Antje Majewski’s practice is based largely on anthropological and philosophical research, with her figurative painting, photography and video work exploring the social roles that objects play. Following years of intensively tracing the histories of seven objects in an investigation that took her across continents and yielded both paintings and video works (“The World of Gimel,” Kunsthaus Graz, 2011), she shifted her focus to biodiversity and its interface with both historical and modern apple varieties. Her exhibition project “Apple. An Introduction. (Over and Over again)” comprises paintings, objects and a documentary film that bring the complex relationship between the global food industry and technological progress to the forefront.
Often acting as an intermediary for collaborative thought, Majewski gives ecology an aesthetic and social dimension while also lending it a sense of time, place and pertinence. For a period of three years, Majewski was a member of feminist group ff. She then went on to found E.F.A. (Eco-Feminist Anarchism). In her series “E.F.A. im Garten,” she documented nature’s reclamation of a community garden in Berlin that was cleared by investors, framing this restoration as an act of anarchistic freedom. In 2018, Majewski’s interdisciplinary, collaborative exhibition project entitled “How to talk with birds, trees, fish, shells, snakes, bulls and lions” opened at Hamburger Bahnhof in Berlin. She invited artists from Brazil, China, France, Colombia, Cameroon, Poland, Senegal, and Hungary to contribute works to this exhibition that poetically explored the reciprocal relationships between humans and other lifeforms.

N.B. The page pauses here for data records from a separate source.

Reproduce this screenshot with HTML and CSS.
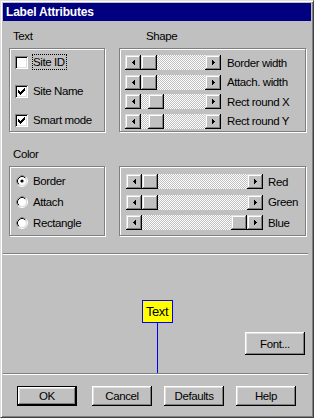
FILE: index.html
```html
<!DOCTYPE html>
<html>
<head>
  <title>Label Attributes</title>
  <link rel="stylesheet" href="styles.css">
</head>
<body>
  <div class="dialog">
    <div class="titlebar">Label Attributes</div>

    <div class="groups">
      <!-- Text options -->
      <div class="group">
        <div class="caption">Text</div>
        <div class="frame checks">
          <div class="check">
            <span class="box"></span>
            <span class="focus">Site ID</span>
          </div>
          <div class="check">
            <span class="box"><svg width="13" height="13" viewBox="0 0 13 13"><path d="M3 5H4V6H5V7H6V6H7V5H8V4H9V3H10V6H9V7H8V8H7V9H6V10H5V9H4V8H3Z" fill="#000" shape-rendering="crispEdges"/></svg></span>
            <span>Site Name</span>
          </div>
          <div class="check">
            <span class="box"><svg width="13" height="13" viewBox="0 0 13 13"><path d="M3 5H4V6H5V7H6V6H7V5H8V4H9V3H10V6H9V7H8V8H7V9H6V10H5V9H4V8H3Z" fill="#000" shape-rendering="crispEdges"/></svg></span>
            <span>Smart mode</span>
          </div>
        </div>
      </div>

      <!-- Shape sliders -->
      <div class="group">
        <div class="caption indent">Shape</div>
        <div class="frame sliders shape">
          <div class="slider">
            <div class="scroll">
              <span class="arrow"><svg width="3" height="5" viewBox="0 0 3 5"><path d="M0 2h1v1H0zM1 1h1v3H1zM2 0h1v5H2z" shape-rendering="crispEdges"/></svg></span>
              <span class="track"><span class="thumb" style="margin-left:0px"></span></span>
              <span class="arrow"><svg width="3" height="5" viewBox="0 0 3 5"><path d="M0 0h1v5H0zM1 1h1v3H1zM2 2h1v1H2z" shape-rendering="crispEdges"/></svg></span>
            </div>
            <span>Border width</span>
          </div>
          <div class="slider">
            <div class="scroll">
              <span class="arrow"><svg width="3" height="5" viewBox="0 0 3 5"><path d="M0 2h1v1H0zM1 1h1v3H1zM2 0h1v5H2z" shape-rendering="crispEdges"/></svg></span>
              <span class="track"><span class="thumb" style="margin-left:0px"></span></span>
              <span class="arrow"><svg width="3" height="5" viewBox="0 0 3 5"><path d="M0 0h1v5H0zM1 1h1v3H1zM2 2h1v1H2z" shape-rendering="crispEdges"/></svg></span>
            </div>
            <span>Attach. width</span>
          </div>
          <div class="slider">
            <div class="scroll">
              <span class="arrow"><svg width="3" height="5" viewBox="0 0 3 5"><path d="M0 2h1v1H0zM1 1h1v3H1zM2 0h1v5H2z" shape-rendering="crispEdges"/></svg></span>
              <span class="track"><span class="thumb" style="margin-left:7px"></span></span>
              <span class="arrow"><svg width="3" height="5" viewBox="0 0 3 5"><path d="M0 0h1v5H0zM1 1h1v3H1zM2 2h1v1H2z" shape-rendering="crispEdges"/></svg></span>
            </div>
            <span>Rect round X</span>
          </div>
          <div class="slider">
            <div class="scroll">
              <span class="arrow"><svg width="3" height="5" viewBox="0 0 3 5"><path d="M0 2h1v1H0zM1 1h1v3H1zM2 0h1v5H2z" shape-rendering="crispEdges"/></svg></span>
              <span class="track"><span class="thumb" style="margin-left:7px"></span></span>
              <span class="arrow"><svg width="3" height="5" viewBox="0 0 3 5"><path d="M0 0h1v5H0zM1 1h1v3H1zM2 2h1v1H2z" shape-rendering="crispEdges"/></svg></span>
            </div>
            <span>Rect round Y</span>
          </div>
        </div>
      </div>

      <!-- Color target -->
      <div class="group">
        <div class="caption">Color</div>
        <div class="frame radios">
          <div class="radio">
            <svg width="12" height="12" viewBox="0 0 12 12">
              <circle cx="6" cy="6" r="5.5" fill="none" stroke="#fff"/>
              <path d="M2.11 9.89A5.5 5.5 0 0 1 9.89 2.11" fill="none" stroke="#808080"/>
              <circle cx="6" cy="6" r="4.5" fill="#fff" stroke="#dfdfdf"/>
              <path d="M2.82 9.18A4.5 4.5 0 0 1 9.18 2.82" fill="none" stroke="#000"/>
              <circle cx="6" cy="6" r="1.6" fill="#000"/>
            </svg>
            <span>Border</span>
          </div>
          <div class="radio">
            <svg width="12" height="12" viewBox="0 0 12 12">
              <circle cx="6" cy="6" r="5.5" fill="none" stroke="#fff"/>
              <path d="M2.11 9.89A5.5 5.5 0 0 1 9.89 2.11" fill="none" stroke="#808080"/>
              <circle cx="6" cy="6" r="4.5" fill="#fff" stroke="#dfdfdf"/>
              <path d="M2.82 9.18A4.5 4.5 0 0 1 9.18 2.82" fill="none" stroke="#000"/>
            </svg>
            <span>Attach</span>
          </div>
          <div class="radio">
            <svg width="12" height="12" viewBox="0 0 12 12">
              <circle cx="6" cy="6" r="5.5" fill="none" stroke="#fff"/>
              <path d="M2.11 9.89A5.5 5.5 0 0 1 9.89 2.11" fill="none" stroke="#808080"/>
              <circle cx="6" cy="6" r="4.5" fill="#fff" stroke="#dfdfdf"/>
              <path d="M2.82 9.18A4.5 4.5 0 0 1 9.18 2.82" fill="none" stroke="#000"/>
            </svg>
            <span>Rectangle</span>
          </div>
        </div>
      </div>

      <!-- RGB sliders -->
      <div class="group">
        <div class="caption">&nbsp;</div>
        <div class="frame sliders colors">
          <div class="slider">
            <div class="scroll">
              <span class="arrow"><svg width="3" height="5" viewBox="0 0 3 5"><path d="M0 2h1v1H0zM1 1h1v3H1zM2 0h1v5H2z" shape-rendering="crispEdges"/></svg></span>
              <span class="track"><span class="thumb" style="margin-left:0px"></span></span>
              <span class="arrow"><svg width="3" height="5" viewBox="0 0 3 5"><path d="M0 0h1v5H0zM1 1h1v3H1zM2 2h1v1H2z" shape-rendering="crispEdges"/></svg></span>
            </div>
            <span>Red</span>
          </div>
          <div class="slider">
            <div class="scroll">
              <span class="arrow"><svg width="3" height="5" viewBox="0 0 3 5"><path d="M0 2h1v1H0zM1 1h1v3H1zM2 0h1v5H2z" shape-rendering="crispEdges"/></svg></span>
              <span class="track"><span class="thumb" style="margin-left:0px"></span></span>
              <span class="arrow"><svg width="3" height="5" viewBox="0 0 3 5"><path d="M0 0h1v5H0zM1 1h1v3H1zM2 2h1v1H2z" shape-rendering="crispEdges"/></svg></span>
            </div>
            <span>Green</span>
          </div>
          <div class="slider">
            <div class="scroll">
              <span class="arrow"><svg width="3" height="5" viewBox="0 0 3 5"><path d="M0 2h1v1H0zM1 1h1v3H1zM2 0h1v5H2z" shape-rendering="crispEdges"/></svg></span>
              <span class="track"><span class="thumb" style="margin-left:89px"></span></span>
              <span class="arrow"><svg width="3" height="5" viewBox="0 0 3 5"><path d="M0 0h1v5H0zM1 1h1v3H1zM2 2h1v1H2z" shape-rendering="crispEdges"/></svg></span>
            </div>
            <span>Blue</span>
          </div>
        </div>
      </div>
    </div>

    <div class="separator first"></div>

    <!-- Preview of the label -->
    <div class="preview">
      <div class="tag-column">
        <div class="tag">Text</div>
        <div class="leader"></div>
      </div>
      <button class="btn font-btn">Font...</button>
    </div>

    <div class="separator"></div>

    <div class="buttons">
      <button class="btn default">OK</button>
      <button class="btn">Cancel</button>
      <button class="btn">Defaults</button>
      <button class="btn">Help</button>
    </div>
  </div>
</body>
</html>
```

FILE: styles.css
```css
body {
  margin: 0;
  font-family: "Liberation Sans", Arial, sans-serif;
  font-size: 11.5px;
  letter-spacing: -0.4px;
  color: #000;
}
.dialog {
  width: 314px;
  height: 418px;
  box-sizing: border-box;
  padding: 2px;
  background: #c0c0c0;
  border: 1px solid;
  border-color: #dfdfdf #404040 #404040 #dfdfdf;
  box-shadow: inset 1px 1px #fff, inset -1px -1px #808080;
  display: flex;
  flex-direction: column;
}
.titlebar {
  height: 18px;
  line-height: 18px;
  padding-left: 3px;
  background: #000080;
  color: #fff;
  font-weight: bold;
  font-size: 12px;
  letter-spacing: -0.2px;
}
.groups {
  display: grid;
  grid-template-columns: 96px 187px;
  column-gap: 14px;
  row-gap: 16px;
  padding: 9px 0 0 6px;
}
.caption {
  height: 13px;
  line-height: 13px;
  margin-bottom: 5px;
  padding-left: 4px;
}
.caption.indent {
  padding-left: 27px;
}
.frame {
  box-sizing: border-box;
  border: 1px solid #808080;
  box-shadow: inset 1px 1px #fff, 1px 1px #fff;
  display: flex;
  flex-direction: column;
}
.checks {
  height: 84px;
  padding: 5px 0 0 5px;
  gap: 13px;
}
.check,
.radio {
  display: flex;
  align-items: center;
  height: 16px;
  gap: 5px;
}
.box {
  width: 13px;
  height: 13px;
  flex: none;
  background: #fff;
  box-shadow: inset 1px 1px #808080, inset -1px -1px #fff, inset 2px 2px #000, inset -2px -2px #dfdfdf;
}
.box svg {
  display: block;
}
.focus {
  border: 1px dotted #000;
  margin-left: -1px;
  padding-right: 1px;
  line-height: 14px;
}
.radios {
  height: 70px;
  padding: 6px 0 0 6px;
  gap: 5px;
}
.radio svg {
  flex: none;
}
.shape {
  height: 84px;
  padding: 6px 0 0 5px;
  gap: 4.5px;
}
.colors {
  height: 70px;
  padding: 7px 0 0 6px;
  gap: 5.5px;
}
.slider {
  display: flex;
  align-items: center;
  gap: 6px;
}
.colors .slider {
  gap: 5px;
}
.scroll {
  display: flex;
  width: 96px;
  height: 15px;
  flex: none;
}
.colors .scroll {
  width: 137px;
}
.arrow,
.thumb {
  width: 16px;
  flex: none;
  background: #c0c0c0;
  box-shadow: inset -1px -1px #000, inset 1px 1px #dfdfdf, inset -2px -2px #808080, inset 2px 2px #fff;
}
.arrow {
  display: flex;
  align-items: center;
  justify-content: center;
}
.arrow svg {
  display: block;
}
.track {
  flex: 1;
  display: flex;
  background: repeating-conic-gradient(#fff 0 25%, #c0c0c0 0 50%) 0 0 / 2px 2px;
}
.separator {
  border-top: 1px solid #808080;
  border-bottom: 1px solid #fff;
  margin-right: 3px;
}
.separator.first {
  margin-top: 17px;
}
.preview {
  height: 118px;
  display: grid;
  grid-template-columns: 1fr auto 1fr;
}
.tag-column {
  grid-column: 2;
  display: flex;
  flex-direction: column;
  align-items: center;
  padding-top: 45px;
}
.tag {
  width: 31px;
  height: 23px;
  box-sizing: border-box;
  border: 1px solid #0000ff;
  background: #ffff00;
  text-align: center;
  line-height: 21px;
  font-size: 13px;
}
.leader {
  width: 1px;
  flex: 1;
  background: #0000ff;
}
.btn {
  width: 60px;
  height: 20px;
  box-sizing: border-box;
  padding: 0;
  border: none;
  background: #c0c0c0;
  color: #000;
  font: inherit;
  letter-spacing: inherit;
  box-shadow: inset -1px -1px #000, inset 1px 1px #fff, inset -2px -2px #808080, inset 2px 2px #dfdfdf;
}
.font-btn {
  grid-column: 3;
  justify-self: end;
  align-self: end;
  height: 23px;
  margin: 0 6px 18px 0;
}
.buttons {
  display: flex;
  gap: 12px;
  padding-left: 14px;
  margin-top: 11px;
}
.btn.default {
  border: 1px solid #000;
  margin-right: 3px;
}
```
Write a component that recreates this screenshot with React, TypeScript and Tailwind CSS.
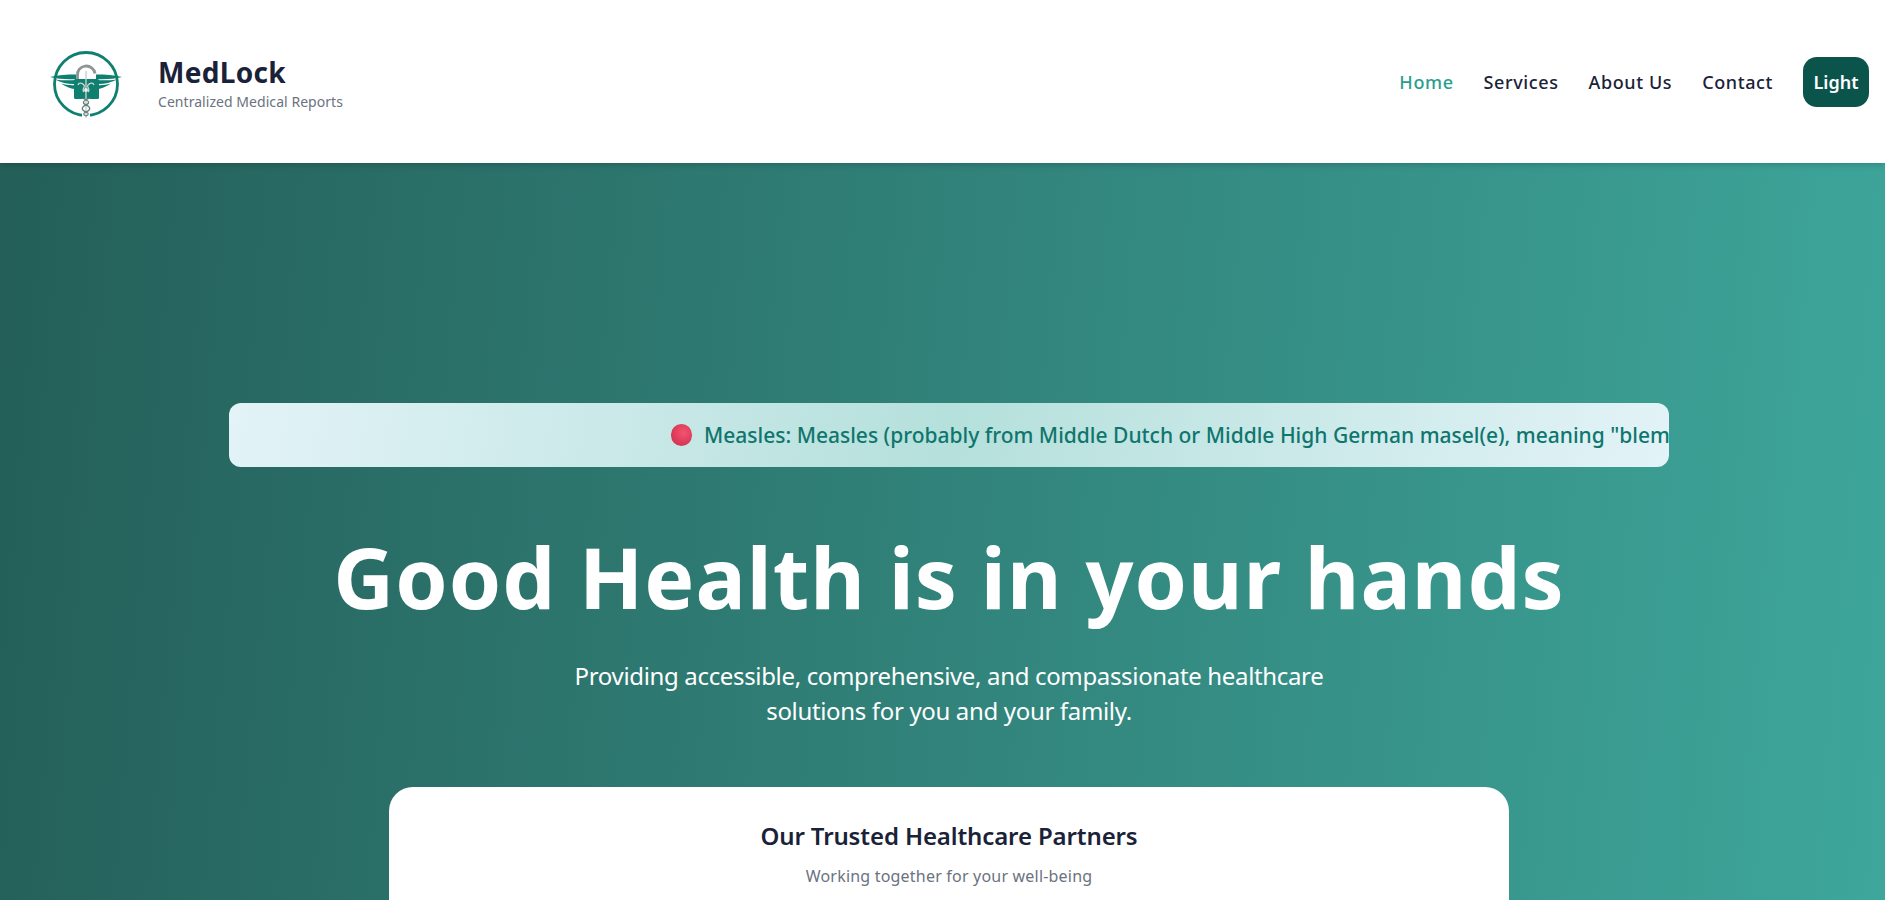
import React from "react";

// coordinates in the viewBox are page pixels, it was easier to read them off that way
const Logo = () => (
  <svg viewBox="50 47 72 72" className="w-[72px] h-[72px] mt-[3px]" fill="none">
    <circle cx="86" cy="84" r="31.5" stroke="#0f7f6f" strokeWidth="2.8" />
    {/* white gap behind the staff at the bottom of the ring */}
    <rect x="82" y="112" width="8" height="6" fill="#fff" />
    {/* wings, three feathers each */}
    <path d="M50 77 C58 75 67 74.5 76 74.5 L76 79 C67 79.5 58 79 50 77 Z" fill="#0f7f6f" />
    <path d="M55 79.5 C62 80.5 69 80.5 76 80 L76 84 C69 84.5 62 83 55 79.5 Z" fill="#0f7f6f" />
    <path d="M61 83.5 C66 85 71 85.5 76 85 L76 89 C71 89 66 87 61 83.5 Z" fill="#0f7f6f" />
    <path d="M122 77 C114 75 105 74.5 96 74.5 L96 79 C105 79.5 114 79 122 77 Z" fill="#0f7f6f" />
    <path d="M117 79.5 C110 80.5 103 80.5 96 80 L96 84 C103 84.5 110 83 117 79.5 Z" fill="#0f7f6f" />
    <path d="M111 83.5 C106 85 101 85.5 96 85 L96 89 C101 89 106 87 111 83.5 Z" fill="#0f7f6f" />
    {/* open shackle */}
    <path d="M77.5 80 V75.5 A8.8 8.5 0 0 1 95 73.5" stroke="#8f9494" strokeWidth="2.8" />
    {/* lock body */}
    <rect x="74" y="79" width="25" height="20" rx="1.5" fill="#0f7f6f" />
    {/* caduceus */}
    <path d="M86 71 V118" stroke="#c9cfce" strokeWidth="1.4" />
    <path d="M78 85 C79 82 82 83 84 85 C86 87 81 89 84 92 M94 85 C93 82 90 83 88 85 C86 87 91 89 88 92" stroke="#d0d6d5" strokeWidth="1.3" />
    <path d="M82 98 C90 101 90 103 86 105 C81 107 81 110 86 112 C89 113 89 115 86 116" stroke="#5f7f7a" strokeWidth="1.2" />
    <path d="M90 98 C82 101 82 103 86 105 C91 107 91 110 86 112 C83 113 83 115 86 116" stroke="#5f7f7a" strokeWidth="1.2" />
    <circle cx="86" cy="90" r="2" fill="#e8ecea" />
  </svg>
);

const navItems = ["Home", "Services", "About Us", "Contact"];

export default function App() {
  return (
    <div className="h-[900px] overflow-hidden bg-white font-['Noto_Sans',sans-serif]">
      {/* Header */}
      <header className="relative z-10 h-[163px] flex items-center justify-between pl-[50px] pr-4 bg-white shadow-md">
        <div className="flex items-center gap-[36px]">
          <Logo />
          <div className="flex flex-col pt-[3px]">
            <span className="text-[28px] leading-[34px] font-bold tracking-[0.3px] text-[#1a2238]">MedLock</span>
            <span className="mt-[3px] text-sm leading-[20px] tracking-[0.05px] text-[#6b7280]">Centralized Medical Reports</span>
          </div>
        </div>
        <nav className="flex items-center gap-[30px] text-lg font-medium tracking-[0.6px] text-[#1a2238]">
          {navItems.map((item, idx) => (
            <a key={item} className={idx === 0 ? "text-[#2a9d8f]" : ""}>
              {item}
            </a>
          ))}
          <button className="w-[66px] h-[50px] rounded-[14px] bg-[#0b544c] text-white text-lg font-semibold tracking-normal">Light</button>
        </nav>
      </header>

      {/* Hero */}
      <section className="h-[737px] overflow-hidden pl-[13px] pt-[240px] flex flex-col items-center bg-[linear-gradient(95deg,#245f59,#3ea69b)]">
        <div className="w-[1440px] h-[64px] shrink-0 rounded-xl overflow-hidden flex items-center pl-[442px] whitespace-nowrap bg-[linear-gradient(100deg,#e3f3f8,#b5e0db_50%,#e3f3f8)]">
          <span className="w-[21px] h-[22px] shrink-0 rounded-full bg-[radial-gradient(circle_at_60%_40%,#f4536f,#c92a4a)]" />
          <span className="ml-[12px] text-[21px] leading-[28px] font-medium text-[#0f766e]">
            Measles: Measles (probably from Middle Dutch or Middle High German masel(e), meaning "blemish, blood blister")
          </span>
        </div>

        <h1 className="mt-[54px] shrink-0 text-[84px] leading-[112px] font-bold tracking-[1px] text-white">Good Health is in your hands</h1>

        <p className="mt-[25px] shrink-0 w-[800px] text-center text-2xl leading-[35px] tracking-[-0.34px] text-white">
          Providing accessible, comprehensive, and compassionate healthcare solutions for you and your family.
        </p>

        <div className="mt-[59px] w-[1120px] h-[200px] shrink-0 rounded-3xl bg-white pt-[33px] text-center">
          <h2 className="text-2xl leading-[32px] font-semibold tracking-[-0.12px] text-[#1a2238]">Our Trusted Healthcare Partners</h2>
          <p className="mt-[12px] text-base leading-[24px] tracking-[0.2px] text-[#6b7280]">Working together for your well-being</p>
        </div>
      </section>
    </div>
  );
}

Majewski’s work also investigates objects transported from their places of origin and separated from their contexts for exhibition abroad—a practice that has become increasingly common since the beginning of European colonialism of Africa. She investigated this concept further in group exhibitions on the concept of art and craft at Gropius Bau Berlin and Kunsthaus Graz (2019), probing the transformation of meaning, function and value that cultural objects undergo upon being archived, conserved, and exhibited.
Xu Tan (Artist)
Xu Tan (b. 1957, Wuhan) currently lives in the Pearl River Delta region and the United Sates. He was a member of the “Big Tail Elephant Working Group,” an early experimental artistic collective in China. Xu Tan maintains a “wandering” way of life, sensitive to changes in social and cultural lives, and constantly in pursuits of the limits of contemporary art. His research-based methods explore possibilities of how to unite social research and artistic practice in order to carry out social knowledge production. He has participated in numerous international exhibitions including at the 53rd and 50th Venice Biennales (2003, 2009), the Berlin Biennale (2001), the Guangzhou Triennial (2002) and the Gwangju Biennale (2002), amongst others.
Lo Lai Lai Natalie (Artist)
Lo Lai Lai Natalie was born in 1983 in Hong Kong. She graduated from the Faculty of Art in The Chinese University of Hong Kong (Major in Fine Arts, Minor in Japanese Studies) in 2006. She received her Master of Fine Arts from the Department of Fine Arts, The Chinese University of Hong Kong in 2017. Lai Lai is a former travel journalist. She is interested in the development and the construction of nature. She is a learner at the collective organic farm Sangwoodgoon (Hong Kong) where she also explores the lifestyle of “Half-Farming, Half-X”, a practice that seeks alternatives and autonomy as an artist and Hong-Konger. Lai Lai founded the Slow-so TV channel, with a focus on food, farming, fermentation, slow-driving, surveillance, and meditation. Her artworks are mostly moving images, photography, mixed media and installation. (Located in Tse Uk Tsuen, Kam Sheung Road, Sangwoodgoon is a laboratory aiming at exploring and practicing values of new life. It is currently a perma-farming production base. Sangwoodgoon organizes Sangwoodgoon Food and Farming Film Festival, presents screenings of agriculture and food documentaries from around the world, and encourages discussions on related topics.)
Po-Chih Huang (Artist)
Po-Chih Huang graduated from the Taipei National University of the Arts with a Master’s degree from the Department of New Media Art, School of Film and New Media. His diverse artistic practice revolves around the circumstances and history of his family, which enables him to investigate issues including agriculture, manufacturing, production, consumption, and more. Since 2013, exhibitions of his continuous art project “Five Hundred Lemon Trees” have been transformed into a crowd-funding platform allowing the appropriation of artistic resources for developing an agricultural brand, activating fallow farmland, and growing lemon trees for lemon liquor. Simultaneously, the project has connected his family members, local farmers, and consumers to make new social relationships possible. In 2013 he also published his first collection of essays, Blue Skin–All About My Mother, an account of the personal history of his mother’s life, which reflects Taiwan’s agriculture economic reform and social change over the past fifty years. Through micro-level observations of his own family history, the work evokes society in Taiwan as a whole.
Yan Fang (Curator of Public Programs, UCCA)
Yan Fang is an art critic and curator of public programs at UCCA Center for Contemporary Art. She graduated from University of Paris 1 Pantheon-Sorbonne with a Master’s degree in History of Art: History of Art and Philosophy, and has previously worked at the Musée national d’Art moderne/Centre Pompidou.